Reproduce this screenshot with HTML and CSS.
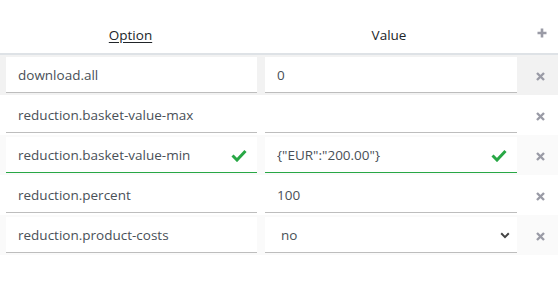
FILE: index.html
```html
<!DOCTYPE html>
<html lang="en">
<head>
    <meta charset="UTF-8">
    <meta name="viewport" content="width=device-width, initial-scale=1.0">
    <title>Options</title>
    <link rel="stylesheet" href="styles.css">
</head>
<body>
    <table class="config-table">
        <colgroup>
            <col class="col-option">
            <col class="col-value">
            <col class="col-action">
        </colgroup>
        <thead>
            <tr>
                <th><span class="sortable">Option</span></th>
                <th>Value</th>
                <th>
                    <svg class="icon" width="10" height="10" viewBox="0 0 10 10"><path d="M5 0.5v9M0.5 5h9" stroke="currentColor" stroke-width="2.6"/></svg>
                </th>
            </tr>
        </thead>
        <tbody>
            <tr class="row-active">
                <td><div class="field"><input type="text" value="download.all"></div></td>
                <td><div class="field"><input type="text" value="0"></div></td>
                <td class="action"><svg class="icon" width="9" height="9" viewBox="0 0 9 9"><path d="M1 1l7 7M8 1l-7 7" stroke="currentColor" stroke-width="2.4"/></svg></td>
            </tr>
            <tr>
                <td><div class="field"><input type="text" value="reduction.basket-value-max"></div></td>
                <td><div class="field"><input type="text" value=""></div></td>
                <td class="action"><svg class="icon" width="9" height="9" viewBox="0 0 9 9"><path d="M1 1l7 7M8 1l-7 7" stroke="currentColor" stroke-width="2.4"/></svg></td>
            </tr>
            <tr class="row-striped">
                <td>
                    <div class="field is-valid">
                        <input type="text" value="reduction.basket-value-min">
                        <svg class="check" width="16" height="13" viewBox="0 0 16 13"><path d="M1.5 6.5l4.5 4.5 8.5-9" fill="none" stroke="currentColor" stroke-width="3"/></svg>
                    </div>
                </td>
                <td>
                    <div class="field is-valid">
                        <input type="text" value='{"EUR":"200.00"}'>
                        <svg class="check" width="16" height="13" viewBox="0 0 16 13"><path d="M1.5 6.5l4.5 4.5 8.5-9" fill="none" stroke="currentColor" stroke-width="3"/></svg>
                    </div>
                </td>
                <td class="action"><svg class="icon" width="9" height="9" viewBox="0 0 9 9"><path d="M1 1l7 7M8 1l-7 7" stroke="currentColor" stroke-width="2.4"/></svg></td>
            </tr>
            <tr>
                <td><div class="field"><input type="text" value="reduction.percent"></div></td>
                <td><div class="field"><input type="text" value="100"></div></td>
                <td class="action"><svg class="icon" width="9" height="9" viewBox="0 0 9 9"><path d="M1 1l7 7M8 1l-7 7" stroke="currentColor" stroke-width="2.4"/></svg></td>
            </tr>
            <tr class="row-striped">
                <td><div class="field"><input type="text" value="reduction.product-costs"></div></td>
                <td>
                    <div class="field">
                        <select>
                            <option>no</option>
                            <option>yes</option>
                        </select>
                        <svg class="chevron" width="10" height="7" viewBox="0 0 10 7"><path d="M1.2 1.3l3.8 3.8 3.8-3.8" fill="none" stroke="currentColor" stroke-width="2"/></svg>
                    </div>
                </td>
                <td class="action"><svg class="icon" width="9" height="9" viewBox="0 0 9 9"><path d="M1 1l7 7M8 1l-7 7" stroke="currentColor" stroke-width="2.4"/></svg></td>
            </tr>
        </tbody>
    </table>
</body>
</html>
```

FILE: styles.css
```css
body {
    margin: 0;
    padding: 0;
    background: #ffffff;
    font-family: "Open Sans", Arial, sans-serif;
    font-size: 13px;
    color: #333;
}

.config-table {
    width: 100%;
    border-collapse: collapse;
    table-layout: fixed;
}

.col-option {
    width: 261px;
}

.col-value {
    width: 256px;
}

.col-action {
    width: 41px;
}

th {
    height: 45px;
    padding: 0 0 8px 0;
    font-weight: normal;
    font-size: 13.5px;
    line-height: 19px;
    color: #212529;
    text-align: center;
    vertical-align: bottom;
    border-bottom: 2px solid #dee2e6;
}

.sortable {
    text-decoration: underline;
    text-underline-offset: 2px;
}

td {
    height: 36px;
    padding: 2px 0 2px 4px;
    vertical-align: middle;
}

td:first-child {
    padding: 2px 4px 2px 6px;
}

.row-active td {
    background: #f2f2f2;
}

.row-striped td {
    background: #fafafa;
}

.field {
    position: relative;
}

.field input,
.field select {
    display: block;
    width: 100%;
    box-sizing: border-box;
    height: 36px;
    padding: 0 12px;
    border: 0;
    border-bottom: 1px solid #bdbdbd;
    background: #ffffff;
    font-family: inherit;
    font-size: 13.5px;
    color: #495057;
    outline: none;
}

.field select {
    appearance: none;
    -webkit-appearance: none;
    padding-left: 16px;
    border-radius: 0;
}

.is-valid input {
    border-bottom-color: #28a745;
    padding-right: 36px;
}

.check {
    position: absolute;
    right: 10px;
    top: 12px;
    color: #28a745;
}

.chevron {
    position: absolute;
    right: 7px;
    top: 15px;
    color: #444;
    pointer-events: none;
}

.action {
    padding: 2px 0;
    text-align: center;
}

.icon {
    display: inline-block;
    vertical-align: middle;
    color: #9a9ba6;
    margin-left: 6px;
}

th .icon {
    margin-left: 8px;
    margin-bottom: 2px;
    vertical-align: baseline;
}
```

YOUR INSTRUCTIONS »
Reproduce each line exactly, please, except for any pictures.

RESPONSE TO THE EXERCISE »
Reproduce this screenshot with HTML and CSS.
FILE: index.html
```html
<!DOCTYPE html>
<html lang="en">
<head>
    <meta charset="UTF-8">
    <meta name="viewport" content="width=device-width, initial-scale=1.0">
    <title>Options</title>
    <link rel="stylesheet" href="styles.css">
</head>
<body>
    <table class="config-table">
        <colgroup>
            <col class="col-option">
            <col class="col-value">
            <col class="col-action">
        </colgroup>
        <thead>
            <tr>
                <th><span class="sortable">Option</span></th>
                <th>Value</th>
                <th>
                    <svg class="icon" width="10" height="10" viewBox="0 0 10 10"><path d="M5 0.5v9M0.5 5h9" stroke="currentColor" stroke-width="2.6"/></svg>
                </th>
            </tr>
        </thead>
        <tbody>
            <tr class="row-active">
                <td><div class="field"><input type="text" value="download.all"></div></td>
                <td><div class="field"><input type="text" value="0"></div></td>
                <td class="action"><svg class="icon" width="9" height="9" viewBox="0 0 9 9"><path d="M1 1l7 7M8 1l-7 7" stroke="currentColor" stroke-width="2.4"/></svg></td>
            </tr>
            <tr>
                <td><div class="field"><input type="text" value="reduction.basket-value-max"></div></td>
                <td><div class="field"><input type="text" value=""></div></td>
                <td class="action"><svg class="icon" width="9" height="9" viewBox="0 0 9 9"><path d="M1 1l7 7M8 1l-7 7" stroke="currentColor" stroke-width="2.4"/></svg></td>
            </tr>
            <tr class="row-striped">
                <td>
                    <div class="field is-valid">
                        <input type="text" value="reduction.basket-value-min">
                        <svg class="check" width="16" height="13" viewBox="0 0 16 13"><path d="M1.5 6.5l4.5 4.5 8.5-9" fill="none" stroke="currentColor" stroke-width="3"/></svg>
                    </div>
                </td>
                <td>
                    <div class="field is-valid">
                        <input type="text" value='{"EUR":"200.00"}'>
                        <svg class="check" width="16" height="13" viewBox="0 0 16 13"><path d="M1.5 6.5l4.5 4.5 8.5-9" fill="none" stroke="currentColor" stroke-width="3"/></svg>
                    </div>
                </td>
                <td class="action"><svg class="icon" width="9" height="9" viewBox="0 0 9 9"><path d="M1 1l7 7M8 1l-7 7" stroke="currentColor" stroke-width="2.4"/></svg></td>
            </tr>
            <tr>
                <td><div class="field"><input type="text" value="reduction.percent"></div></td>
                <td><div class="field"><input type="text" value="100"></div></td>
                <td class="action"><svg class="icon" width="9" height="9" viewBox="0 0 9 9"><path d="M1 1l7 7M8 1l-7 7" stroke="currentColor" stroke-width="2.4"/></svg></td>
            </tr>
            <tr class="row-striped">
                <td><div class="field"><input type="text" value="reduction.product-costs"></div></td>
                <td>
                    <div class="field">
                        <select>
                            <option>no</option>
                            <option>yes</option>
                        </select>
                        <svg class="chevron" width="10" height="7" viewBox="0 0 10 7"><path d="M1.2 1.3l3.8 3.8 3.8-3.8" fill="none" stroke="currentColor" stroke-width="2"/></svg>
                    </div>
                </td>
                <td class="action"><svg class="icon" width="9" height="9" viewBox="0 0 9 9"><path d="M1 1l7 7M8 1l-7 7" stroke="currentColor" stroke-width="2.4"/></svg></td>
            </tr>
        </tbody>
    </table>
</body>
</html>
```

FILE: styles.css
```css
body {
    margin: 0;
    padding: 0;
    background: #ffffff;
    font-family: "Open Sans", Arial, sans-serif;
    font-size: 13px;
    color: #333;
}

.config-table {
    width: 100%;
    border-collapse: collapse;
    table-layout: fixed;
}

.col-option {
    width: 261px;
}

.col-value {
    width: 256px;
}

.col-action {
    width: 41px;
}

th {
    height: 45px;
    padding: 0 0 8px 0;
    font-weight: normal;
    font-size: 13.5px;
    line-height: 19px;
    color: #212529;
    text-align: center;
    vertical-align: bottom;
    border-bottom: 2px solid #dee2e6;
}

.sortable {
    text-decoration: underline;
    text-underline-offset: 2px;
}

td {
    height: 36px;
    padding: 2px 0 2px 4px;
    vertical-align: middle;
}

td:first-child {
    padding: 2px 4px 2px 6px;
}

.row-active td {
    background: #f2f2f2;
}

.row-striped td {
    background: #fafafa;
}

.field {
    position: relative;
}

.field input,
.field select {
    display: block;
    width: 100%;
    box-sizing: border-box;
    height: 36px;
    padding: 0 12px;
    border: 0;
    border-bottom: 1px solid #bdbdbd;
    background: #ffffff;
    font-family: inherit;
    font-size: 13.5px;
    color: #495057;
    outline: none;
}

.field select {
    appearance: none;
    -webkit-appearance: none;
    padding-left: 16px;
    border-radius: 0;
}

.is-valid input {
    border-bottom-color: #28a745;
    padding-right: 36px;
}

.check {
    position: absolute;
    right: 10px;
    top: 12px;
    color: #28a745;
}

.chevron {
    position: absolute;
    right: 7px;
    top: 15px;
    color: #444;
    pointer-events: none;
}

.action {
    padding: 2px 0;
    text-align: center;
}

.icon {
    display: inline-block;
    vertical-align: middle;
    color: #9a9ba6;
    margin-left: 6px;
}

th .icon {
    margin-left: 8px;
    margin-bottom: 2px;
    vertical-align: baseline;
}
```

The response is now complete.